EXERCISE: Pick out every line that holds the string "components" and copy it.

DATA FOR THIS EXERCISE:
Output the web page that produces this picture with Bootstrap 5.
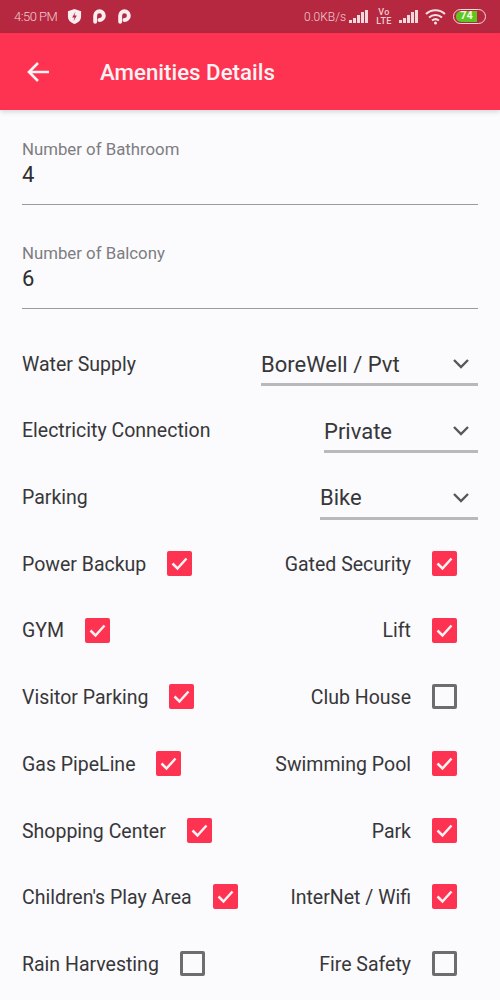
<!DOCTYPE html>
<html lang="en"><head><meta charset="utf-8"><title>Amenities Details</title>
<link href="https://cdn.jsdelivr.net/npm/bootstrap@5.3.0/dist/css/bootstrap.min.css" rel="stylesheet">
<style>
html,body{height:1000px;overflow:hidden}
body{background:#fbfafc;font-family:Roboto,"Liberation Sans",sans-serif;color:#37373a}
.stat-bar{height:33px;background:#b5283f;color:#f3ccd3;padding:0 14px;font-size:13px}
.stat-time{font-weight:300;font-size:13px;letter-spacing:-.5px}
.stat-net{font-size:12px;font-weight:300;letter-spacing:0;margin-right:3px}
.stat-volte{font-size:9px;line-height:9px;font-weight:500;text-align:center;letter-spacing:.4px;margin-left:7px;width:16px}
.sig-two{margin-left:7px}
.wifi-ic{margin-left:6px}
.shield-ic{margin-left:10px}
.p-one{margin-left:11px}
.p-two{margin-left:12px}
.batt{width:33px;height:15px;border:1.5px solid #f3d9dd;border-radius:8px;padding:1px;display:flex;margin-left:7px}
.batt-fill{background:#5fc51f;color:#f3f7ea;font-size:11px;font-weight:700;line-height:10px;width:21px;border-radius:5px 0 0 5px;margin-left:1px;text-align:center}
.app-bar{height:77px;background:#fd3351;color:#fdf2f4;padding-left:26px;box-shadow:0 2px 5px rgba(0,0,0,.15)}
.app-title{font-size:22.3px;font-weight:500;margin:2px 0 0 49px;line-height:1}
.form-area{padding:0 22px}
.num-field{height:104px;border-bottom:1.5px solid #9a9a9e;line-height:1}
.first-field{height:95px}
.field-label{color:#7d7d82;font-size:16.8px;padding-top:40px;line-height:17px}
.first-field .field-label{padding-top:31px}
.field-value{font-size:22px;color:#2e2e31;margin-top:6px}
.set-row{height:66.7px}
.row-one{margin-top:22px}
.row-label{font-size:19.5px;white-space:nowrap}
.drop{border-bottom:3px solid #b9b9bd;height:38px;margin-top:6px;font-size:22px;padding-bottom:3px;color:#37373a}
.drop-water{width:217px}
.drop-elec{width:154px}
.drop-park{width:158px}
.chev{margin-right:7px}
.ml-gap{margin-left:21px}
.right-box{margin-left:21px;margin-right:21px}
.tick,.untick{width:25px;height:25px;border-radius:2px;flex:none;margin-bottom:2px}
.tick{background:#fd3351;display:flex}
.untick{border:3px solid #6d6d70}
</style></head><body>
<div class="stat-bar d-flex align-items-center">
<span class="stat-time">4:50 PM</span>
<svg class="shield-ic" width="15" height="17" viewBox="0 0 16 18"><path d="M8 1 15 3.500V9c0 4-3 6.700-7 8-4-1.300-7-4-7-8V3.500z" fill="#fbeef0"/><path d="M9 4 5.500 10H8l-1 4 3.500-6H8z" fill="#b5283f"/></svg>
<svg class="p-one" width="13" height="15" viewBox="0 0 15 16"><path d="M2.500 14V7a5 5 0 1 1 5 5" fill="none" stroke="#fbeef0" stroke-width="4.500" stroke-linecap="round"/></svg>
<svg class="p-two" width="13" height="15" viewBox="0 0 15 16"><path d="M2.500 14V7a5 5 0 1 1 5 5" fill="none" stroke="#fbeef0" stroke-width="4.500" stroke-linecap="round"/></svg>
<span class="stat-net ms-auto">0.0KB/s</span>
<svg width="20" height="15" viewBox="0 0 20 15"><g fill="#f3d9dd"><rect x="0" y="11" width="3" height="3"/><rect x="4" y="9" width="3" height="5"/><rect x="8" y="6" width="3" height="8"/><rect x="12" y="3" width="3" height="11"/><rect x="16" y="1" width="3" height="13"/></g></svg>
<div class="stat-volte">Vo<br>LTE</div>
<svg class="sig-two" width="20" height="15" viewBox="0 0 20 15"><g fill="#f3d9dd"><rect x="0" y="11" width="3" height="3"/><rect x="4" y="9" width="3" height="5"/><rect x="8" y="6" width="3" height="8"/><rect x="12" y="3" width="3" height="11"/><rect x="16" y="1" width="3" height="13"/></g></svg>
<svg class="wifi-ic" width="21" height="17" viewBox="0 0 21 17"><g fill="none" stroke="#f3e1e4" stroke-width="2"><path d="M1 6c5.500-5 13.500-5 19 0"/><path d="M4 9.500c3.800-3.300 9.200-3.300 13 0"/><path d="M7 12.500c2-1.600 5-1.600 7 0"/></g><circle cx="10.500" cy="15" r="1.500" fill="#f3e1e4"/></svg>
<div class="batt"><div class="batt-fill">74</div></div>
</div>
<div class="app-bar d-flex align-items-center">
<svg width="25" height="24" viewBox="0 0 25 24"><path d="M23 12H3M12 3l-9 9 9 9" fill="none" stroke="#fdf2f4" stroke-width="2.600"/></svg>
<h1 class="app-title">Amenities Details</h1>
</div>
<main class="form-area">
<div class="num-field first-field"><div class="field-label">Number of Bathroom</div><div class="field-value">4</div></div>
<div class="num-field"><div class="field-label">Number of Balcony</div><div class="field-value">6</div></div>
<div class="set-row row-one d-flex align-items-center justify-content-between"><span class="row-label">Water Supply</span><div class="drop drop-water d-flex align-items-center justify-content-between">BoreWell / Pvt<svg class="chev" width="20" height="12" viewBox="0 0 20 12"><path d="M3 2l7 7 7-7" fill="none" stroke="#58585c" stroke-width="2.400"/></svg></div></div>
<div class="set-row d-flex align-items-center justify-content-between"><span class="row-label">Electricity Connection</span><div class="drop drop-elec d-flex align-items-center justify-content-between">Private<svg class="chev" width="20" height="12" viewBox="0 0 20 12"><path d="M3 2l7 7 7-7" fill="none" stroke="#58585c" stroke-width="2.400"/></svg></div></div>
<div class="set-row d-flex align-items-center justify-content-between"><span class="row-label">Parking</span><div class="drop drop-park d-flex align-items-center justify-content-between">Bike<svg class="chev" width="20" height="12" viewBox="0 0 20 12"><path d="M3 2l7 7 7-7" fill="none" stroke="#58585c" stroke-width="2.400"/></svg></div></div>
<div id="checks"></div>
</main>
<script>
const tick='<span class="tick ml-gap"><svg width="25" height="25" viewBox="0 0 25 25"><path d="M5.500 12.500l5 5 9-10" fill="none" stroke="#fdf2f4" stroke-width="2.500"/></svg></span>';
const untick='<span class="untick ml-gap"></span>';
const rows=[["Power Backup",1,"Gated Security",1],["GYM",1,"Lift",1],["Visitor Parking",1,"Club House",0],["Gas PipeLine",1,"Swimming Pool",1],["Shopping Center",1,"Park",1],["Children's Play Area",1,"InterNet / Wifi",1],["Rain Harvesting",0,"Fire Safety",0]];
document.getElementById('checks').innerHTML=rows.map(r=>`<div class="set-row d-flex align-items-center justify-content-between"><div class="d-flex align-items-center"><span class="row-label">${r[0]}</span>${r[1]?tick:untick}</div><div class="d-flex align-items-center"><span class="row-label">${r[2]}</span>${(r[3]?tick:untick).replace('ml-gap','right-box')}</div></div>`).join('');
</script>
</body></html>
* * *
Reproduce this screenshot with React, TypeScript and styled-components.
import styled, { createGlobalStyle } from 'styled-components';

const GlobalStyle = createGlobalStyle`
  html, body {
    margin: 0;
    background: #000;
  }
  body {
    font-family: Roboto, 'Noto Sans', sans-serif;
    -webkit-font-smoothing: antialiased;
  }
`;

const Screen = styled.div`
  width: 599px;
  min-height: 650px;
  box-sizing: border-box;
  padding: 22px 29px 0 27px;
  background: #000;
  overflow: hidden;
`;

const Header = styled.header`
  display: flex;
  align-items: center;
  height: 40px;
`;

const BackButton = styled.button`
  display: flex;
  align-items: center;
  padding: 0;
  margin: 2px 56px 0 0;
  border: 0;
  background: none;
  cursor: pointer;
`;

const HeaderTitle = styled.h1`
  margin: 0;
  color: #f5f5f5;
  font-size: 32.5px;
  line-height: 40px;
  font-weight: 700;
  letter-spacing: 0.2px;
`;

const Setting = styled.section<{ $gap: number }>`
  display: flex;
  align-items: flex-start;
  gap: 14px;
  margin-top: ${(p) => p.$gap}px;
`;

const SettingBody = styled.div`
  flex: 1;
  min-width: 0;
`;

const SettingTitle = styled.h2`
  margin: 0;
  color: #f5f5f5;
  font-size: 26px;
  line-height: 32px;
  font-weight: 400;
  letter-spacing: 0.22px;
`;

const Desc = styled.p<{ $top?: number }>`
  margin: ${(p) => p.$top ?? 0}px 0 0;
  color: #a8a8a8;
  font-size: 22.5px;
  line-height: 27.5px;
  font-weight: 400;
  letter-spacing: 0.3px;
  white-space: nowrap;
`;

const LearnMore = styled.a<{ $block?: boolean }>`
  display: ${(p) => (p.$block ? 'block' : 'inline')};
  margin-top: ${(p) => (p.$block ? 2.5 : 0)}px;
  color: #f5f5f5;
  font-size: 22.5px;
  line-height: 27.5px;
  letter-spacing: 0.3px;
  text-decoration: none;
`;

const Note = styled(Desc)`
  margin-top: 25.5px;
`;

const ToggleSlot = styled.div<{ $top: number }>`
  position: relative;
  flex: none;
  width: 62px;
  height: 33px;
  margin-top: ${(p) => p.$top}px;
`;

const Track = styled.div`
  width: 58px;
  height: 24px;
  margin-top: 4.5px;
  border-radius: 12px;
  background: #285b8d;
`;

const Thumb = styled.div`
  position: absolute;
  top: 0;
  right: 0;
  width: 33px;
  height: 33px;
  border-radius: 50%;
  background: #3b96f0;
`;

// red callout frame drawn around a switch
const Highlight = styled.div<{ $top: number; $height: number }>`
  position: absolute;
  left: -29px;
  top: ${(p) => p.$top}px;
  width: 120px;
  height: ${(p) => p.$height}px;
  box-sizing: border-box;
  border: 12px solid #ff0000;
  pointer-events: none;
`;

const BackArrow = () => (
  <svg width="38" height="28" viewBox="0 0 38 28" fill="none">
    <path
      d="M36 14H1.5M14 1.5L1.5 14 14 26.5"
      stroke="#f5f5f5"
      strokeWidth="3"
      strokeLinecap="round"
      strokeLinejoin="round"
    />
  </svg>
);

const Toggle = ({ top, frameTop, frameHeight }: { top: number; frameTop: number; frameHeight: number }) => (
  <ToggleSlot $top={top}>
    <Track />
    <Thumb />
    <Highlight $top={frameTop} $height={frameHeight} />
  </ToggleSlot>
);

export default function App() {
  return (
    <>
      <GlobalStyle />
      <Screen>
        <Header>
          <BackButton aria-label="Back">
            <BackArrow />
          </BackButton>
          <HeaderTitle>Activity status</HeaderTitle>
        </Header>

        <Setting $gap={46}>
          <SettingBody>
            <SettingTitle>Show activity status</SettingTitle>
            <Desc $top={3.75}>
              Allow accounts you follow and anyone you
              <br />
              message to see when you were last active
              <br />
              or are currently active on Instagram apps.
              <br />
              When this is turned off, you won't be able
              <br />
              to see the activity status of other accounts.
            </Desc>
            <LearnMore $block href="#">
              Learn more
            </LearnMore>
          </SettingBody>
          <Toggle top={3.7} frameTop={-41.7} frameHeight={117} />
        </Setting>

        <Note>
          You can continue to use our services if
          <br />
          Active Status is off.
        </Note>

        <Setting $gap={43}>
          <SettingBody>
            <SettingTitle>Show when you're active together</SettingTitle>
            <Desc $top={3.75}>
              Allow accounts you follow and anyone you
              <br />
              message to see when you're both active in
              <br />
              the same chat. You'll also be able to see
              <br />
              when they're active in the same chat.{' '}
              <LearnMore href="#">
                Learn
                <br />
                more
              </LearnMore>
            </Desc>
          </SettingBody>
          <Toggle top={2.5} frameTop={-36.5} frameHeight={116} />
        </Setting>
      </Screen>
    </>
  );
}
---
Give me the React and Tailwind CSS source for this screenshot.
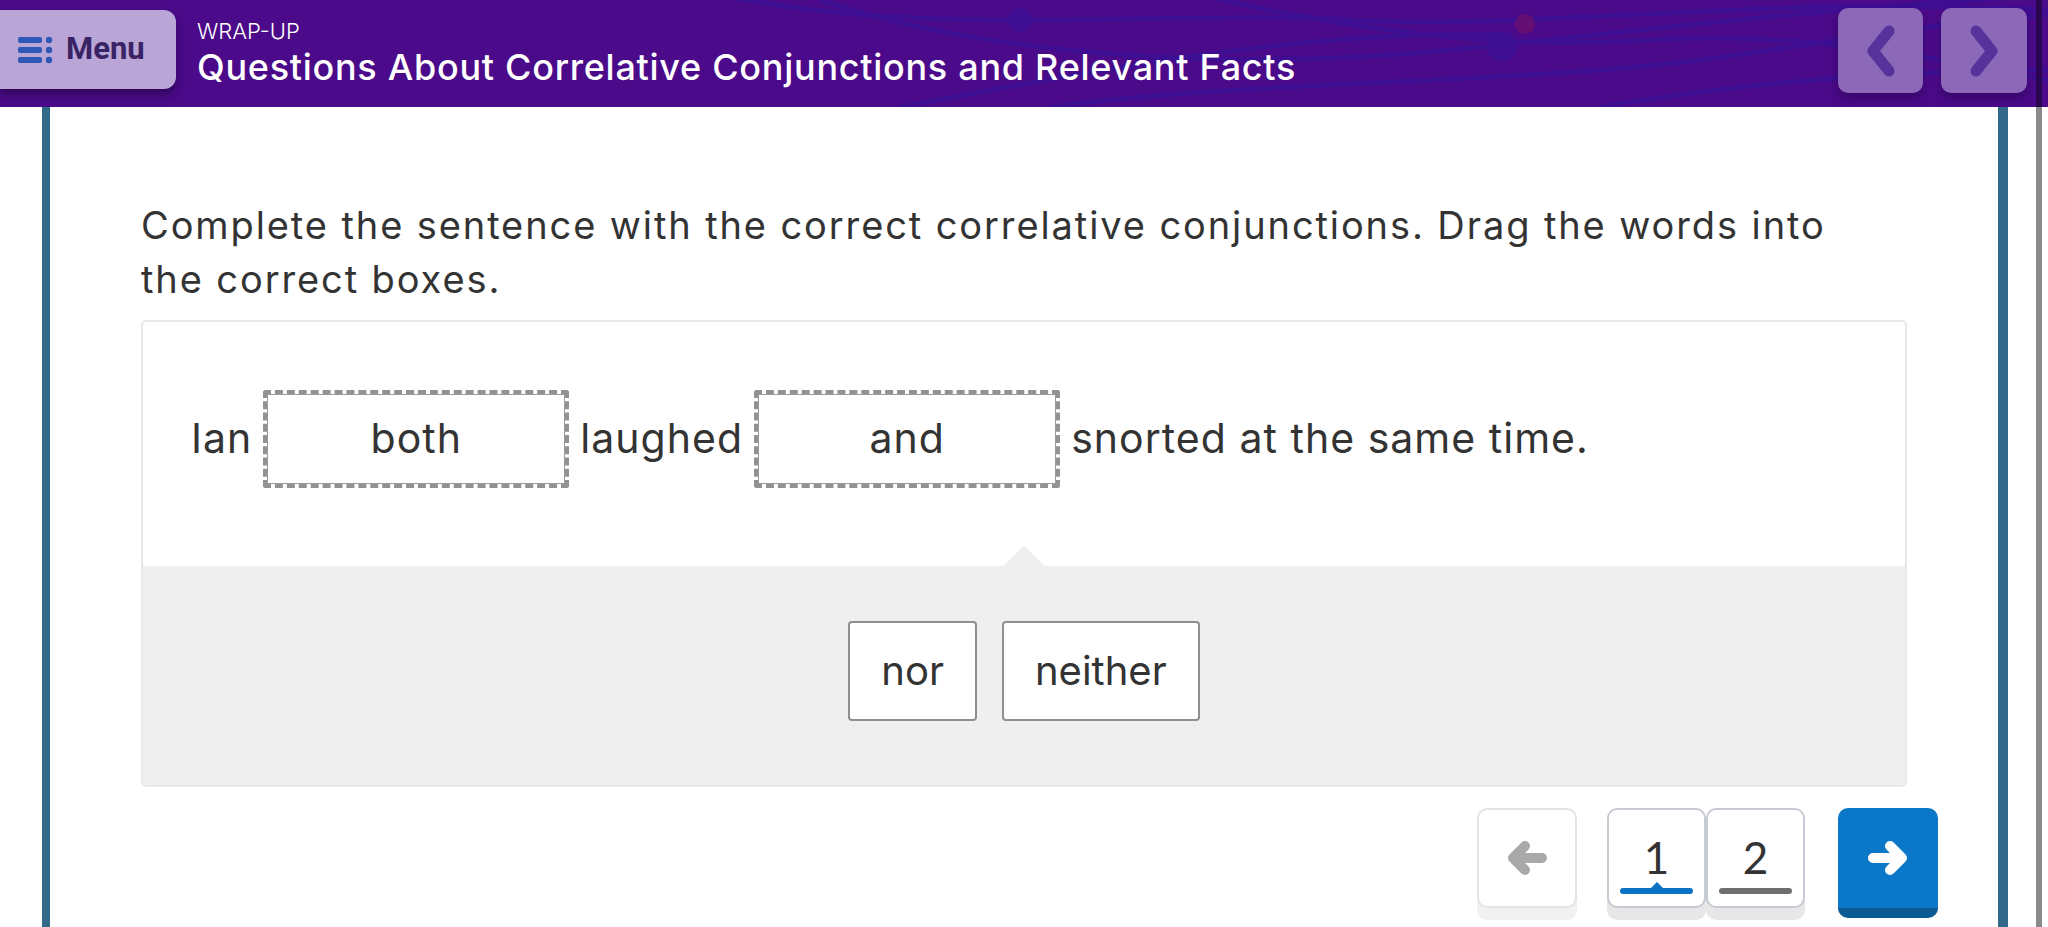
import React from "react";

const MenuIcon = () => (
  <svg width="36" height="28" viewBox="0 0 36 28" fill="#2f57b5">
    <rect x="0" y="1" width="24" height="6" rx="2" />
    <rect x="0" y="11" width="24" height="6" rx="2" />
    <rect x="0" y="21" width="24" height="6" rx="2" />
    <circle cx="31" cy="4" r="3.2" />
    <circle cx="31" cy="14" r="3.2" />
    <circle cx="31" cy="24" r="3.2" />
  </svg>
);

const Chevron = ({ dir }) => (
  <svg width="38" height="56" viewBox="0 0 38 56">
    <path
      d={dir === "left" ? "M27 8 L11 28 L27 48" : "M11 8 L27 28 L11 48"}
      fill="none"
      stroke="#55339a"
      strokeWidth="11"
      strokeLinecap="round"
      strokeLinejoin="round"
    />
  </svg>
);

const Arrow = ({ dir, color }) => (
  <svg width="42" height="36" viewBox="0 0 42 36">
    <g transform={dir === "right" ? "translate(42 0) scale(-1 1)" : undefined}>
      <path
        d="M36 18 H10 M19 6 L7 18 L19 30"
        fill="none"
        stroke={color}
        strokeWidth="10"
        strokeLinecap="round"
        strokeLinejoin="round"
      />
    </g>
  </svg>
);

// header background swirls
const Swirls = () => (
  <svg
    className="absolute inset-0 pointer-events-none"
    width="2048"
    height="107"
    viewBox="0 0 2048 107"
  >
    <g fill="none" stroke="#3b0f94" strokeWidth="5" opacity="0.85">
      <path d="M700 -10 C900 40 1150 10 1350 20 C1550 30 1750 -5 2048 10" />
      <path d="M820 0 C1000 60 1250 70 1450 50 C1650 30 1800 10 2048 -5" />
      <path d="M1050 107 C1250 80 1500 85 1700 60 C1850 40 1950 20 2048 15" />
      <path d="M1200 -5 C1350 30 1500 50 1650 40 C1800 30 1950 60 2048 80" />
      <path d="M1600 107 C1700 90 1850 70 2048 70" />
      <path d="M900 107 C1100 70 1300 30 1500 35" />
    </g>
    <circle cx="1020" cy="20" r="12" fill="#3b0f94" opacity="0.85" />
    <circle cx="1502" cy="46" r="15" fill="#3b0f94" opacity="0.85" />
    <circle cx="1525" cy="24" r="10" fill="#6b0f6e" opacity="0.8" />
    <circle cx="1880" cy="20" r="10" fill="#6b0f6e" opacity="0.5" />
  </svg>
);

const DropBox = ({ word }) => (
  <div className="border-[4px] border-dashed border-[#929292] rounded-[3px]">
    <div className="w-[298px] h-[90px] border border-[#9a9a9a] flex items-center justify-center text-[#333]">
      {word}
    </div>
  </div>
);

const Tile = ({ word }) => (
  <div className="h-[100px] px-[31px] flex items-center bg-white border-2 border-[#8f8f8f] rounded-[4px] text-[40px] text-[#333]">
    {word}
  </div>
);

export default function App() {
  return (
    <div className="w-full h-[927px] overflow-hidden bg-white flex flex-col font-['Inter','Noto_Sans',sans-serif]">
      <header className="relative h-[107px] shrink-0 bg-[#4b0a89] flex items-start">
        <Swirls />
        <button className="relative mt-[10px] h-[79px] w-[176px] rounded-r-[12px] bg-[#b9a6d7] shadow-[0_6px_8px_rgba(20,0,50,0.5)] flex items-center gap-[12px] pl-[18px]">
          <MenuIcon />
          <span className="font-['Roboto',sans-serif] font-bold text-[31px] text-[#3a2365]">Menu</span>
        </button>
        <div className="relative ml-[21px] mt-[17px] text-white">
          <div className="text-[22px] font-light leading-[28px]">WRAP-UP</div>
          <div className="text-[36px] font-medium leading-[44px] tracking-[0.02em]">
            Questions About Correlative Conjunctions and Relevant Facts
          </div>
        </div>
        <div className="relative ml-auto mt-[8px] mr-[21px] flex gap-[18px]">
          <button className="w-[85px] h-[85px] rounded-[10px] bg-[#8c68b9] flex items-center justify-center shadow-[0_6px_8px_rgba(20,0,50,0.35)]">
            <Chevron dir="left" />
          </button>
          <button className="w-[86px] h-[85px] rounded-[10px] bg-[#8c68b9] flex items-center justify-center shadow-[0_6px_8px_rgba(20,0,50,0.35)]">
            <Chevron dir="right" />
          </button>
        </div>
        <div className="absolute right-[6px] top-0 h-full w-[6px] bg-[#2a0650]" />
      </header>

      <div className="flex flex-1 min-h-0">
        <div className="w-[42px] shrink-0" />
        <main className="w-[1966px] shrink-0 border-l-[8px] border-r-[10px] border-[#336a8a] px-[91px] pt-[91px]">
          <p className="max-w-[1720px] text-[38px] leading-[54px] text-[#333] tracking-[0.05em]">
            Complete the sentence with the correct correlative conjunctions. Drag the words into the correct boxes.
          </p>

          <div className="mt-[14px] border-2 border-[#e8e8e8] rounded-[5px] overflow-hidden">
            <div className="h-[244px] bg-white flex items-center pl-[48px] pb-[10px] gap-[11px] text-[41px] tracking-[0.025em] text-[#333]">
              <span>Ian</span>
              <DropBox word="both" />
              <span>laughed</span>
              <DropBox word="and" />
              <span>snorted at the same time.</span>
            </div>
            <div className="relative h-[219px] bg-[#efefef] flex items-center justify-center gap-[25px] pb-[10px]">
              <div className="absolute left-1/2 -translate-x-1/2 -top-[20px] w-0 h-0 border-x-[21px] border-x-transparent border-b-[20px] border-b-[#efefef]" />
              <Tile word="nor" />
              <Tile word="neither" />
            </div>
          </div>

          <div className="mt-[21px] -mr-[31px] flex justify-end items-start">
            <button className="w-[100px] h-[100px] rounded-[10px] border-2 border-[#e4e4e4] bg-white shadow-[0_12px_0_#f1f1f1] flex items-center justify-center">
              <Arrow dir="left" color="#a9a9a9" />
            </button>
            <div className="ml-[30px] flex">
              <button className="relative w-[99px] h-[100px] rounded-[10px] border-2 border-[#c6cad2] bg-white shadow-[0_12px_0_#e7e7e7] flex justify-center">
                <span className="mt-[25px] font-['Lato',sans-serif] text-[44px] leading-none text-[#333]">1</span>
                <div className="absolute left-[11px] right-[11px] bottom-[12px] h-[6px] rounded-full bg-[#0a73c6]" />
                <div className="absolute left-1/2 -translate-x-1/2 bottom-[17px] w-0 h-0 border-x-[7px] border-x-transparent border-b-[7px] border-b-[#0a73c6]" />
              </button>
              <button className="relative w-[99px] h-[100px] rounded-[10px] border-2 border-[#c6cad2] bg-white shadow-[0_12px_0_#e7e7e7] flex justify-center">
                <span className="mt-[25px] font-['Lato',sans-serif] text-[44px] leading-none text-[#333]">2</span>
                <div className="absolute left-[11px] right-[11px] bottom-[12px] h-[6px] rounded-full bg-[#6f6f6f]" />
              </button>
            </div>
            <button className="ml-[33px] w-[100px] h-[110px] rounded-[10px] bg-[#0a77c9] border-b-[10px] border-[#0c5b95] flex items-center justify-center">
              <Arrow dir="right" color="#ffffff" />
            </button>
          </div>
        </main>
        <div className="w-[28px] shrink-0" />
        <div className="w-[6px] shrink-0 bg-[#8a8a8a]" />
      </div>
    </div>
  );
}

RESULT:
Reproduce this screenshot with React, TypeScript and styled-components.
import styled, { createGlobalStyle } from 'styled-components';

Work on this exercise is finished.